**Raw records:**
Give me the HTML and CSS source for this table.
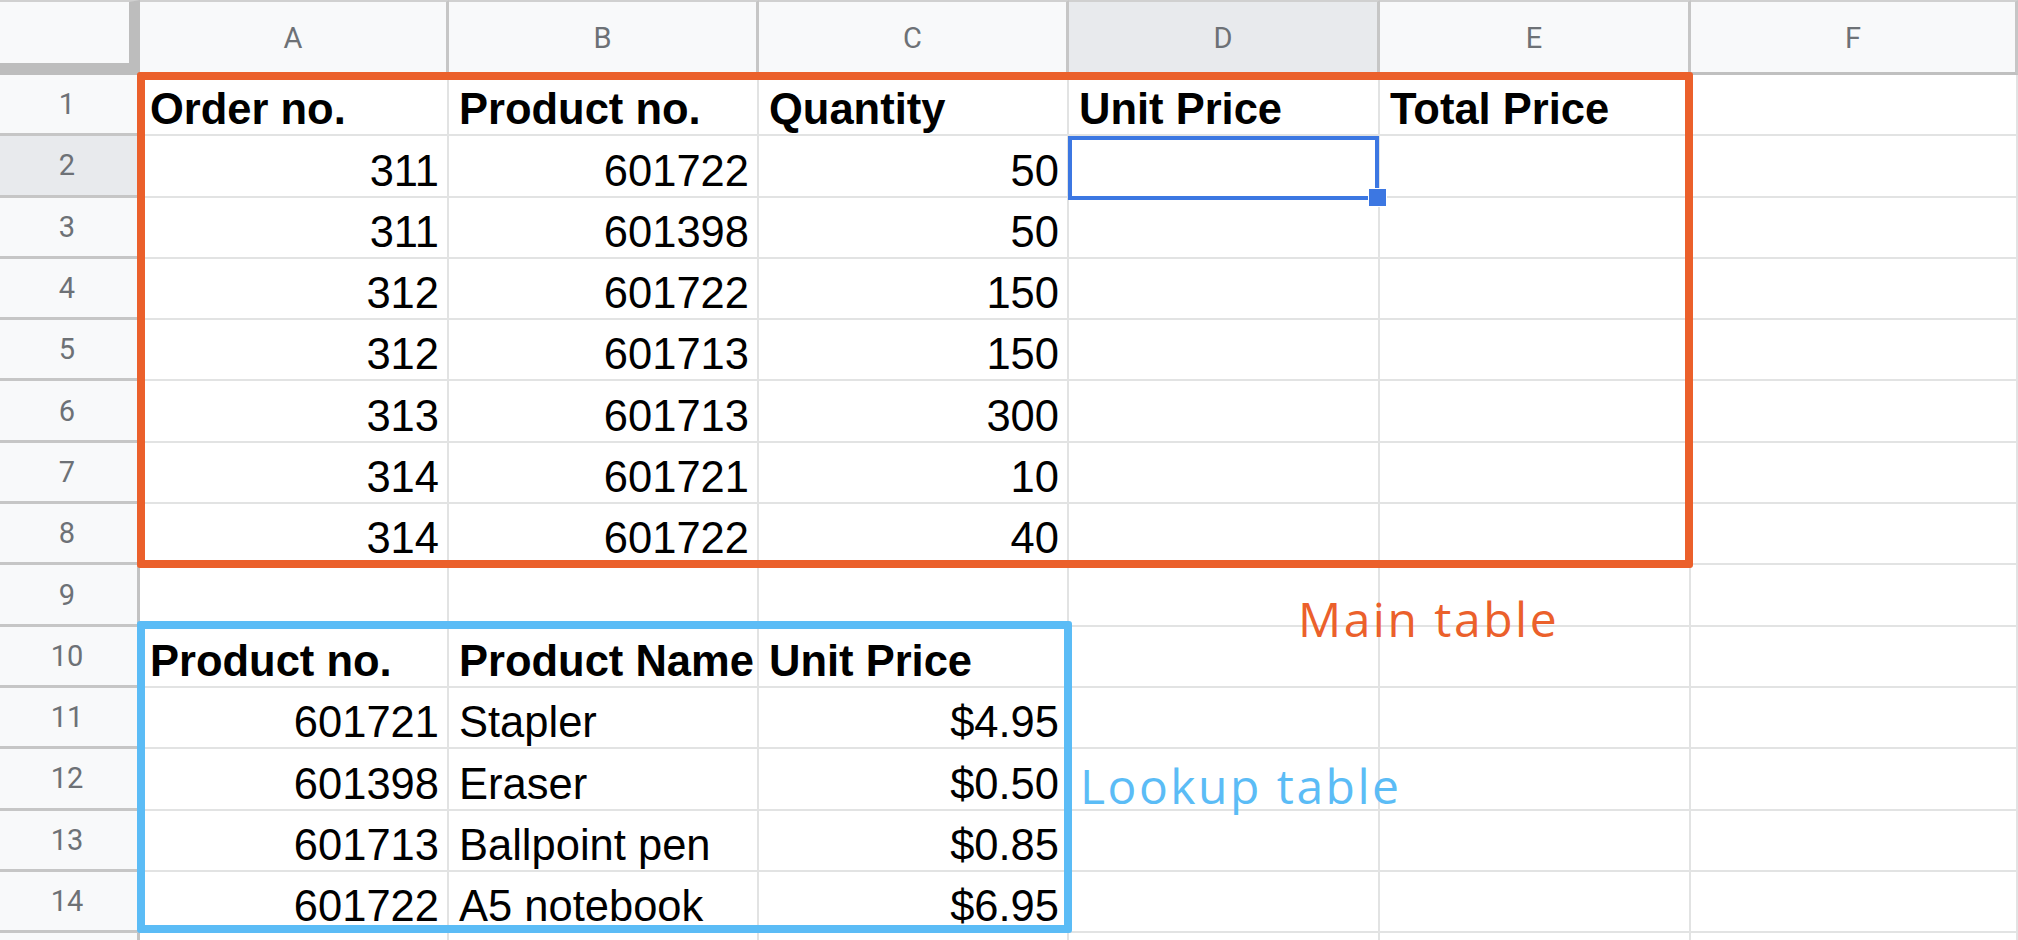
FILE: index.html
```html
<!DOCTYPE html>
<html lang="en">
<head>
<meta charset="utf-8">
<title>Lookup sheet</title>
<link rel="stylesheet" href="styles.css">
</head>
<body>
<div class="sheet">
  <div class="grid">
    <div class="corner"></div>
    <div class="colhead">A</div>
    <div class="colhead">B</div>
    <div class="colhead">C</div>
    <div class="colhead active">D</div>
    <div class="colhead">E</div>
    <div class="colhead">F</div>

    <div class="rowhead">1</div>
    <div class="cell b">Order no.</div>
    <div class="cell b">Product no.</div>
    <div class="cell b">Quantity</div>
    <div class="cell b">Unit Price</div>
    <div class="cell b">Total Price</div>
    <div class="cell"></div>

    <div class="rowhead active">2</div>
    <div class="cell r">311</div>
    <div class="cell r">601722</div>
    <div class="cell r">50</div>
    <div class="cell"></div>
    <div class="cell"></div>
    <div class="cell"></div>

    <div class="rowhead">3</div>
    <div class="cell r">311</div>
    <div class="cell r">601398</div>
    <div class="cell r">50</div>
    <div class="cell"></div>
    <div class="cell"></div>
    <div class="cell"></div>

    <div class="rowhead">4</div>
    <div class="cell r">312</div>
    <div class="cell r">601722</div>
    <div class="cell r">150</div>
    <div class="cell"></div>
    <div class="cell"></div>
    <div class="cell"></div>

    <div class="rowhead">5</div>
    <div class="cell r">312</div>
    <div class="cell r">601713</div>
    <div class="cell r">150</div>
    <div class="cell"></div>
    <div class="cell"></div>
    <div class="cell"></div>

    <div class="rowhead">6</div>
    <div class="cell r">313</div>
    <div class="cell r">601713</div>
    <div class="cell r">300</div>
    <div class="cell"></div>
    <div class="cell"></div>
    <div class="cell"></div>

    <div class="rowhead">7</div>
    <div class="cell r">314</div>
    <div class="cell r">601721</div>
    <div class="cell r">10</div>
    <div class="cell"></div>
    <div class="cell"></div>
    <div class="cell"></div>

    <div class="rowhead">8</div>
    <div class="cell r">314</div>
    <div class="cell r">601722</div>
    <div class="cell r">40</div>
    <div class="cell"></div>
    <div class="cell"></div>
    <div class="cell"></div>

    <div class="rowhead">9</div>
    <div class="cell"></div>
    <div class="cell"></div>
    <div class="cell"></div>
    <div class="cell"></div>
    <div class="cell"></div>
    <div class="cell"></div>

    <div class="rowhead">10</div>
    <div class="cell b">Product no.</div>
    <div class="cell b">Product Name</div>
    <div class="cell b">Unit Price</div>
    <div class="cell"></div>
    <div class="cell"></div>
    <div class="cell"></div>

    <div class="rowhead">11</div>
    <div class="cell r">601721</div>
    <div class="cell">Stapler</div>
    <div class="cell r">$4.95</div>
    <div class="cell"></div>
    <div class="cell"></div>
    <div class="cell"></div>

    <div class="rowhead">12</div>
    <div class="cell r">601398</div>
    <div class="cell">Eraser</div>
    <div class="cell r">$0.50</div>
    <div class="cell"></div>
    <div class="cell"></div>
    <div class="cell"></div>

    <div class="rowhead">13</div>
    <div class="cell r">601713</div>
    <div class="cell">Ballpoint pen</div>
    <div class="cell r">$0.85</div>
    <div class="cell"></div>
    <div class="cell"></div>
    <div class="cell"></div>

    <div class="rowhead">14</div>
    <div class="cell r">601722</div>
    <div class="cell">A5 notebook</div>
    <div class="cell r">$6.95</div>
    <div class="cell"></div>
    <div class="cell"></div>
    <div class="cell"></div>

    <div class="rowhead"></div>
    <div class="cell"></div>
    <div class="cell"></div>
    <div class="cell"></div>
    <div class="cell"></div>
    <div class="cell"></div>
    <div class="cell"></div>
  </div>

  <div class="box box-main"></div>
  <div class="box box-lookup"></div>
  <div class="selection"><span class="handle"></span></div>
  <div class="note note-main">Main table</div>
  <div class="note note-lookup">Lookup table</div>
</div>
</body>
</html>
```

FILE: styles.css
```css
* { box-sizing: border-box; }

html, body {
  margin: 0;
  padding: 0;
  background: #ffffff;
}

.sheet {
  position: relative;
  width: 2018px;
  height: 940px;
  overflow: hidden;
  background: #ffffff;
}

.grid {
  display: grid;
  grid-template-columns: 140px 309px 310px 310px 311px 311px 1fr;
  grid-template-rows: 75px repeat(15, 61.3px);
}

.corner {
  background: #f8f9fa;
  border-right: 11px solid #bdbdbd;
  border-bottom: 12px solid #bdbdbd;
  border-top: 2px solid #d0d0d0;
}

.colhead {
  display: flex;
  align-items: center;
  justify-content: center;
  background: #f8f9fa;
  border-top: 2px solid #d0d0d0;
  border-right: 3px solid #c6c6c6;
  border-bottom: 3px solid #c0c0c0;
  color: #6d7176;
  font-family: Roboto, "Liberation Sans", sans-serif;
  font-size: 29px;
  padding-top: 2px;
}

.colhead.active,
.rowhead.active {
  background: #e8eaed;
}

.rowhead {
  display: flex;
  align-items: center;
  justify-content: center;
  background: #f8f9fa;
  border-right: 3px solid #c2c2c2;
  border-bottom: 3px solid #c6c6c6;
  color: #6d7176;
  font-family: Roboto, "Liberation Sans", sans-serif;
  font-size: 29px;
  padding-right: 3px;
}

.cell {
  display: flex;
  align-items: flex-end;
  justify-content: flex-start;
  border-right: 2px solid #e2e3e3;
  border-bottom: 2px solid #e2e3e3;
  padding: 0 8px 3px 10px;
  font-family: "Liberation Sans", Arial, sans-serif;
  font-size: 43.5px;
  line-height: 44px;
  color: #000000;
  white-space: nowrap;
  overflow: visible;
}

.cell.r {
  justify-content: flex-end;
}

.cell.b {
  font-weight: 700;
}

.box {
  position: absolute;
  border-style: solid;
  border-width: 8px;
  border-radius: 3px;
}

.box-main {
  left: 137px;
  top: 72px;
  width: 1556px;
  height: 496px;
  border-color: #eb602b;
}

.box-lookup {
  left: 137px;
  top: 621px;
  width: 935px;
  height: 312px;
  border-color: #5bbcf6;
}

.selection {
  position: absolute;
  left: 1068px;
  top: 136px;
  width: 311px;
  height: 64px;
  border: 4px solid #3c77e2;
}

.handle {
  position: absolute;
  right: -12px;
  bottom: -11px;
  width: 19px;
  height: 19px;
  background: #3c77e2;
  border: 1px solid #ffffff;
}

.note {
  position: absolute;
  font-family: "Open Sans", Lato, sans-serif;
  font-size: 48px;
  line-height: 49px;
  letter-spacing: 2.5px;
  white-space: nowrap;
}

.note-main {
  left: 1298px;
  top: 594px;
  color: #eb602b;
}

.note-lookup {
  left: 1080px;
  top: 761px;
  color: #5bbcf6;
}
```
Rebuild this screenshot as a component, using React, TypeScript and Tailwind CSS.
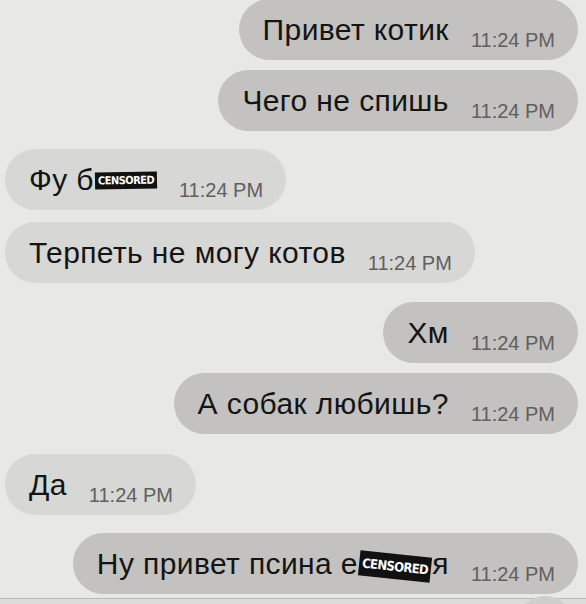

**Exercise aim:**
Of the lines in the entries, how many include the word "this"? State only the number.

**Problem solution:**
2